*Work to be completed*
Among the records that follow, set down only the lines from the one containing "Reproduce this screenshot" to the one containing "const [active, setActive]", both included, exactly.
◆ ◆ ◆ ◆ ◆ ◆ ◆
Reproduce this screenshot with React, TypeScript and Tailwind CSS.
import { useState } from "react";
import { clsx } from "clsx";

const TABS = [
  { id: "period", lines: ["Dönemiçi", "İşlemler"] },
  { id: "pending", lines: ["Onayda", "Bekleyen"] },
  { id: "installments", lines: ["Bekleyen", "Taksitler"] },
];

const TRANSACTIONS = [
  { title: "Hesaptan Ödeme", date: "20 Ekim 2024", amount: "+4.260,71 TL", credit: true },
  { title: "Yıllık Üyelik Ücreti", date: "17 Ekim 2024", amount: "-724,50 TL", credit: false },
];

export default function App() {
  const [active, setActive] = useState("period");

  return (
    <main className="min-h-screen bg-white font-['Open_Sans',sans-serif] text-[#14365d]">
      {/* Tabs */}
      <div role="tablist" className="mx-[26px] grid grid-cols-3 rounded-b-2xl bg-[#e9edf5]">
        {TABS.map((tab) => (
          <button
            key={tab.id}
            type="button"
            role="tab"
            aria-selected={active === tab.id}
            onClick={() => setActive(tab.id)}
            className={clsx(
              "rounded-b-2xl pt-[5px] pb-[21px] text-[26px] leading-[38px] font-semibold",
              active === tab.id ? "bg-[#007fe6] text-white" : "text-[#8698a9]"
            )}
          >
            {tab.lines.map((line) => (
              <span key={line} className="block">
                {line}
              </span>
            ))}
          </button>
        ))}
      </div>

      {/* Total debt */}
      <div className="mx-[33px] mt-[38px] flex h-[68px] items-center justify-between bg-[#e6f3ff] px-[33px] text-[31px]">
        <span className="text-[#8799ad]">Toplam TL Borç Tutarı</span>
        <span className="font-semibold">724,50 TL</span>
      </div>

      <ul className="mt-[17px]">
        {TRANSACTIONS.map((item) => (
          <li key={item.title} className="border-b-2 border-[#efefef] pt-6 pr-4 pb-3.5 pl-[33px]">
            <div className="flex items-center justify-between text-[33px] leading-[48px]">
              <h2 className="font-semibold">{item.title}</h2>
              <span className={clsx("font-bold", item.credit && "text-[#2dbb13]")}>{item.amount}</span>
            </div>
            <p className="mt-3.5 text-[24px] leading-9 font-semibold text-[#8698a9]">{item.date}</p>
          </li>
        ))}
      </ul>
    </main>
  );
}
◆ ◆ ◆ ◆ ◆ ◆ ◆
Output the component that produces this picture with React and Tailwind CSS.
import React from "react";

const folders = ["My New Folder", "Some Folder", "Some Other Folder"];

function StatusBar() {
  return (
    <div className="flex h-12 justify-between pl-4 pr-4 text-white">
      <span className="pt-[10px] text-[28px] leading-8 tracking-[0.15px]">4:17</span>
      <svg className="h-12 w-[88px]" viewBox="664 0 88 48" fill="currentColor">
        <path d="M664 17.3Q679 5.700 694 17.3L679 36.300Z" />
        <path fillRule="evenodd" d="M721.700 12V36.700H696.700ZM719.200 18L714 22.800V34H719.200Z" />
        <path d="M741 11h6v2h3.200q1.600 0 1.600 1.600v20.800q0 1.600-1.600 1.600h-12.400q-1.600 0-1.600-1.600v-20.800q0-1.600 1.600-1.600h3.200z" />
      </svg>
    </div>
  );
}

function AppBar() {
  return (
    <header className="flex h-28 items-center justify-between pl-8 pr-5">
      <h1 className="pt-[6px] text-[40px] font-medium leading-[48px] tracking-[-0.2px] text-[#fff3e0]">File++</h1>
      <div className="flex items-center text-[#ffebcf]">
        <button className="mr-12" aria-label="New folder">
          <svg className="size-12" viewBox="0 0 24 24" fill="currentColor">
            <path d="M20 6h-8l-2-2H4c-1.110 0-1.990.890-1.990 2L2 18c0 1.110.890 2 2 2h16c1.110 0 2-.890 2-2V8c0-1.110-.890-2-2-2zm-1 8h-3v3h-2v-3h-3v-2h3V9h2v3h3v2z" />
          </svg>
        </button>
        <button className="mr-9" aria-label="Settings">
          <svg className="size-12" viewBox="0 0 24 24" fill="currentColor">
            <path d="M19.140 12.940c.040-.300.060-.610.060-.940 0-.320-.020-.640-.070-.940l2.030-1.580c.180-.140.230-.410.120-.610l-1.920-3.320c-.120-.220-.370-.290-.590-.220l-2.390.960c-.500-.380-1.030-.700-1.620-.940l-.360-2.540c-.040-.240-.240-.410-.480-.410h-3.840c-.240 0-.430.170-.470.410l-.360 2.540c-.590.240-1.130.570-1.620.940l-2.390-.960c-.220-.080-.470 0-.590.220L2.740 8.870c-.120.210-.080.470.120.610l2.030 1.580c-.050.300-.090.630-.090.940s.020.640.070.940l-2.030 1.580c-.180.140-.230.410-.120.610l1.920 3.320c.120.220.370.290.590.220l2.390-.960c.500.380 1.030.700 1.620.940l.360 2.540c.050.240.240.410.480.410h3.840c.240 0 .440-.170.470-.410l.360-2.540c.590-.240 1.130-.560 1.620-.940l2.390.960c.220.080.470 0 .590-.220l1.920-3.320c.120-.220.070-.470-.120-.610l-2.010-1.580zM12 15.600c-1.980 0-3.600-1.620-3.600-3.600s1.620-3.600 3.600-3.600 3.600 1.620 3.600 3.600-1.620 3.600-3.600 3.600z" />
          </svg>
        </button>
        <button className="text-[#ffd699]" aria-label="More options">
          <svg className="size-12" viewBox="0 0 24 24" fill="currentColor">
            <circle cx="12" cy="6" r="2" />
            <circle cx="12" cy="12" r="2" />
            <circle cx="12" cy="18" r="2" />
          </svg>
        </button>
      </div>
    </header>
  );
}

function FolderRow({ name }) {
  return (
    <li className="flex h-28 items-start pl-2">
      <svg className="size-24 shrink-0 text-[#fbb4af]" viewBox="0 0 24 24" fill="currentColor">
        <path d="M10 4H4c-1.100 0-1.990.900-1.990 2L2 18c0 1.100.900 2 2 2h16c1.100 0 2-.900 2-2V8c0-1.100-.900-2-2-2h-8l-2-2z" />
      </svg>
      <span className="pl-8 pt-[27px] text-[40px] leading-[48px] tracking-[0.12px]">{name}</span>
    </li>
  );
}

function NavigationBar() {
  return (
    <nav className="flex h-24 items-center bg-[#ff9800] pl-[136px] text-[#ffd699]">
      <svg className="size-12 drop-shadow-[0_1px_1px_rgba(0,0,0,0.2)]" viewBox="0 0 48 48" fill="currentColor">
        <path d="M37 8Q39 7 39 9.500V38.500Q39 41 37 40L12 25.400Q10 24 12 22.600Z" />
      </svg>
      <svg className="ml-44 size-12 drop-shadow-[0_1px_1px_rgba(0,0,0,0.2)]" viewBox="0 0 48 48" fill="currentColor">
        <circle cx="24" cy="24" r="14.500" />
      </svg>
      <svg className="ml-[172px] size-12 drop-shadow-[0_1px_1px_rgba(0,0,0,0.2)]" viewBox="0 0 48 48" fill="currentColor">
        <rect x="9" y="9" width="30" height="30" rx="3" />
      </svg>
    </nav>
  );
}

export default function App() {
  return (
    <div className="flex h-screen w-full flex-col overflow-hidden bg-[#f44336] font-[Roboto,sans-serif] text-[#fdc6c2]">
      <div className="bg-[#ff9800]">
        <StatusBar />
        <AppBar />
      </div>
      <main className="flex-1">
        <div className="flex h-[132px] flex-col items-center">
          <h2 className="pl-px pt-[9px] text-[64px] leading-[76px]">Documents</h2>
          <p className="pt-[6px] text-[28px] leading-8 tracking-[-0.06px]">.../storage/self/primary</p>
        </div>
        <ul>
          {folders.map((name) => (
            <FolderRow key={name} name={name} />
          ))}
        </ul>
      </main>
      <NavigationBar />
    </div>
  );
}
◆ ◆ ◆ ◆ ◆ ◆ ◆
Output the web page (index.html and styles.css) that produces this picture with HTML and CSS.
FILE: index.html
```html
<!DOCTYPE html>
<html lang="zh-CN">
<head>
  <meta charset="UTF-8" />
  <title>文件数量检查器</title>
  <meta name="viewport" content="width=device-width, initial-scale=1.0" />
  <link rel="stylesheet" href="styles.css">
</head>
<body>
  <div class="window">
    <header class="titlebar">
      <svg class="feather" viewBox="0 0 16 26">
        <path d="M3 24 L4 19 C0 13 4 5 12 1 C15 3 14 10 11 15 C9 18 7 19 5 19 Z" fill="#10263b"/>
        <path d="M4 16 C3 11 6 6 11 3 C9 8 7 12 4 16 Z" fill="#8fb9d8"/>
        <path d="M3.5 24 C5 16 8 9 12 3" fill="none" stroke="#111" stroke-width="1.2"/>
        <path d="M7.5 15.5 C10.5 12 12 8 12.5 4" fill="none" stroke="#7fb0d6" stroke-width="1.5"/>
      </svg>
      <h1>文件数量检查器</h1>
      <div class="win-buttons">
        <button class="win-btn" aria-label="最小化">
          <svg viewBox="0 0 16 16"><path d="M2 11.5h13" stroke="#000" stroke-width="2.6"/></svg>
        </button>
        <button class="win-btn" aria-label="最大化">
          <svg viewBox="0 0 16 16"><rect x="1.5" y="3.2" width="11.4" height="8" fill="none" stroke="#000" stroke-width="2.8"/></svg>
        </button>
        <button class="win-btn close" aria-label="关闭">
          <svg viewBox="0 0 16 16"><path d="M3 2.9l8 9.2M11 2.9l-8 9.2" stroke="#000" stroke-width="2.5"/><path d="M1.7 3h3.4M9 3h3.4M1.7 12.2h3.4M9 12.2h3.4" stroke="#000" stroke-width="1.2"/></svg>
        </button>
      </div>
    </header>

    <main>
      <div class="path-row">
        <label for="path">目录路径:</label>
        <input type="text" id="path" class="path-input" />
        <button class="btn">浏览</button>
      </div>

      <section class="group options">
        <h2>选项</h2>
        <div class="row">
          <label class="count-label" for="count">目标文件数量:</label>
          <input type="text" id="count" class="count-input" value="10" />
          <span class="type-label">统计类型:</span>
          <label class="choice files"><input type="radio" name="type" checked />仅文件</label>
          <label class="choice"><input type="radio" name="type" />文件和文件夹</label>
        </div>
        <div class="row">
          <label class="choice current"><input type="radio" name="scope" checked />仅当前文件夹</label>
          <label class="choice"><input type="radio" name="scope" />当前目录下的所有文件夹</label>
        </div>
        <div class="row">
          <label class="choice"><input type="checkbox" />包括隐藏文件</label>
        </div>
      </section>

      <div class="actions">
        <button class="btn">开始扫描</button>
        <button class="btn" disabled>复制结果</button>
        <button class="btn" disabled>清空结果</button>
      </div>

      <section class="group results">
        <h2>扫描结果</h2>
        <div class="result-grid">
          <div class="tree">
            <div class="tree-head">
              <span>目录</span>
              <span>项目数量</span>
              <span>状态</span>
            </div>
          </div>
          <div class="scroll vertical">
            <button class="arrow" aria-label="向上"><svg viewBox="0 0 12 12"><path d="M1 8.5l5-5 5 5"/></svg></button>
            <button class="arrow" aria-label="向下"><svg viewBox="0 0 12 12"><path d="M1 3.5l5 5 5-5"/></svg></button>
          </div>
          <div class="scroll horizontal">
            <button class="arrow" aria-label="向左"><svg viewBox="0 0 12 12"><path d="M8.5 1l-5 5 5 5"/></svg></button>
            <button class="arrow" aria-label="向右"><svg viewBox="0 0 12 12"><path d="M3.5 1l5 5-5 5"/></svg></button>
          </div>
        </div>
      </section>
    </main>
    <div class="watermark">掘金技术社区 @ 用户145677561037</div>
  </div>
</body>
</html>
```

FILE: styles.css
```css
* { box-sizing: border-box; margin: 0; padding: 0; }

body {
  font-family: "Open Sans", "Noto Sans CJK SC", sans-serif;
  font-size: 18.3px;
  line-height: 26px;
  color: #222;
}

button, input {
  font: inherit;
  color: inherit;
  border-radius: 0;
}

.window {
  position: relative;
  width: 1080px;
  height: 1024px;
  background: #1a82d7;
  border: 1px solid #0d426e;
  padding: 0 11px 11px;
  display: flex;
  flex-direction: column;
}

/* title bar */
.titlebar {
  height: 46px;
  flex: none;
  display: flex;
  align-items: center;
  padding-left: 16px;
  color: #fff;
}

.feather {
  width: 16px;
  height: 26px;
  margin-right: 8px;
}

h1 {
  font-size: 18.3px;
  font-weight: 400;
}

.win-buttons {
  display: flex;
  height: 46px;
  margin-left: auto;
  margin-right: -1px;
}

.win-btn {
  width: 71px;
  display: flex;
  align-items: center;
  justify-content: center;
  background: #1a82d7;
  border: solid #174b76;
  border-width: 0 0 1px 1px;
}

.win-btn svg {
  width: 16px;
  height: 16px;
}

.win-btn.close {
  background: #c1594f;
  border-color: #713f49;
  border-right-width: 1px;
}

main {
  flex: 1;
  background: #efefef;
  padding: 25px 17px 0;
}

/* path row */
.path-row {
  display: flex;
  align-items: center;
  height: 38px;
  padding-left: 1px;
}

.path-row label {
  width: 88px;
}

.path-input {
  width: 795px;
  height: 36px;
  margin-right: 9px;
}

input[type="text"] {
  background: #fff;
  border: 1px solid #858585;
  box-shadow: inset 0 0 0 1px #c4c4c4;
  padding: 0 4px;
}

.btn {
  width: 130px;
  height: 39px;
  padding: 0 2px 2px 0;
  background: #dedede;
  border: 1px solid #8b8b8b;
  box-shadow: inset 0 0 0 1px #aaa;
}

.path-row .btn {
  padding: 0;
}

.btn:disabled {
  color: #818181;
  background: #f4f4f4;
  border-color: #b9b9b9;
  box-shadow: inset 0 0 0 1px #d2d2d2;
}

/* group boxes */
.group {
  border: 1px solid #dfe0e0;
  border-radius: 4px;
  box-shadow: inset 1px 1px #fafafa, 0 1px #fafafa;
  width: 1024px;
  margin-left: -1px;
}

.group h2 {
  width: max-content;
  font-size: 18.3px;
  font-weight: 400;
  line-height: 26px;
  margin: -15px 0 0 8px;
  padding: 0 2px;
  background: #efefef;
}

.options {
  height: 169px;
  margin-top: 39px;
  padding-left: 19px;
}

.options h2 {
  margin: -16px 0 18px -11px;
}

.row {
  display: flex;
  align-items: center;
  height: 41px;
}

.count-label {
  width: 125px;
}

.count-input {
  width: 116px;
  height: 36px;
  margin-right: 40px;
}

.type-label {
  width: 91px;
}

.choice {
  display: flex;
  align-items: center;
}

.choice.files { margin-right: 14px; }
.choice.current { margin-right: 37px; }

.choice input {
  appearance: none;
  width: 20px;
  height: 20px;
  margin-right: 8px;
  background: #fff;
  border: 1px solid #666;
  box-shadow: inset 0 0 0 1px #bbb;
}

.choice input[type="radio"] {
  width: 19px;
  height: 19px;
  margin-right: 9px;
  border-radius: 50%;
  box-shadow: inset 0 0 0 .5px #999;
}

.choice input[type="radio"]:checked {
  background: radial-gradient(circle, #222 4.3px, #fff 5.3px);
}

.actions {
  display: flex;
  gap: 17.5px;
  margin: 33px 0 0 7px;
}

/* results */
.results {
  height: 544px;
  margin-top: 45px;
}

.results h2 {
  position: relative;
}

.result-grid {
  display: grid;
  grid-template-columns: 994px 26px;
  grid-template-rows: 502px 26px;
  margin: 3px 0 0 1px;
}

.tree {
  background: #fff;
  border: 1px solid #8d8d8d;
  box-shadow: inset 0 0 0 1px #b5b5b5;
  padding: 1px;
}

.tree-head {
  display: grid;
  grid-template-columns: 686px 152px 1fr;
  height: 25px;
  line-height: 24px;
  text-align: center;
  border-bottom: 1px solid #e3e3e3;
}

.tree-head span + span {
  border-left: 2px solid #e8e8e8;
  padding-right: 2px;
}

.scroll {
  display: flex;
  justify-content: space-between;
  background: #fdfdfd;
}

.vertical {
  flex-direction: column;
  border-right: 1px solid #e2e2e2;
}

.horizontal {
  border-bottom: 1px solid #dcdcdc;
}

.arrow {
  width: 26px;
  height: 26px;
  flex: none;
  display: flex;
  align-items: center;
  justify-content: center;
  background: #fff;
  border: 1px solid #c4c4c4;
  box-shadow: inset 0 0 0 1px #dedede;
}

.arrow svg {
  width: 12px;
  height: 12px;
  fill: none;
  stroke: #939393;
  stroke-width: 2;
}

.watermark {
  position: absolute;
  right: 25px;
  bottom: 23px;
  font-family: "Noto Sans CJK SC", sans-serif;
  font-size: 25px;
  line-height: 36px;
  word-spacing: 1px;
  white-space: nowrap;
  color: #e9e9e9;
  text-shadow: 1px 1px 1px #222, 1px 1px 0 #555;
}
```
◆ ◆ ◆ ◆ ◆ ◆ ◆
*Exercise result*
Reproduce this screenshot with React, TypeScript and Tailwind CSS.
import { useState } from "react";
import { clsx } from "clsx";

const TABS = [
  { id: "period", lines: ["Dönemiçi", "İşlemler"] },
  { id: "pending", lines: ["Onayda", "Bekleyen"] },
  { id: "installments", lines: ["Bekleyen", "Taksitler"] },
];

const TRANSACTIONS = [
  { title: "Hesaptan Ödeme", date: "20 Ekim 2024", amount: "+4.260,71 TL", credit: true },
  { title: "Yıllık Üyelik Ücreti", date: "17 Ekim 2024", amount: "-724,50 TL", credit: false },
];

export default function App() {
  const [active, setActive] = useState("period");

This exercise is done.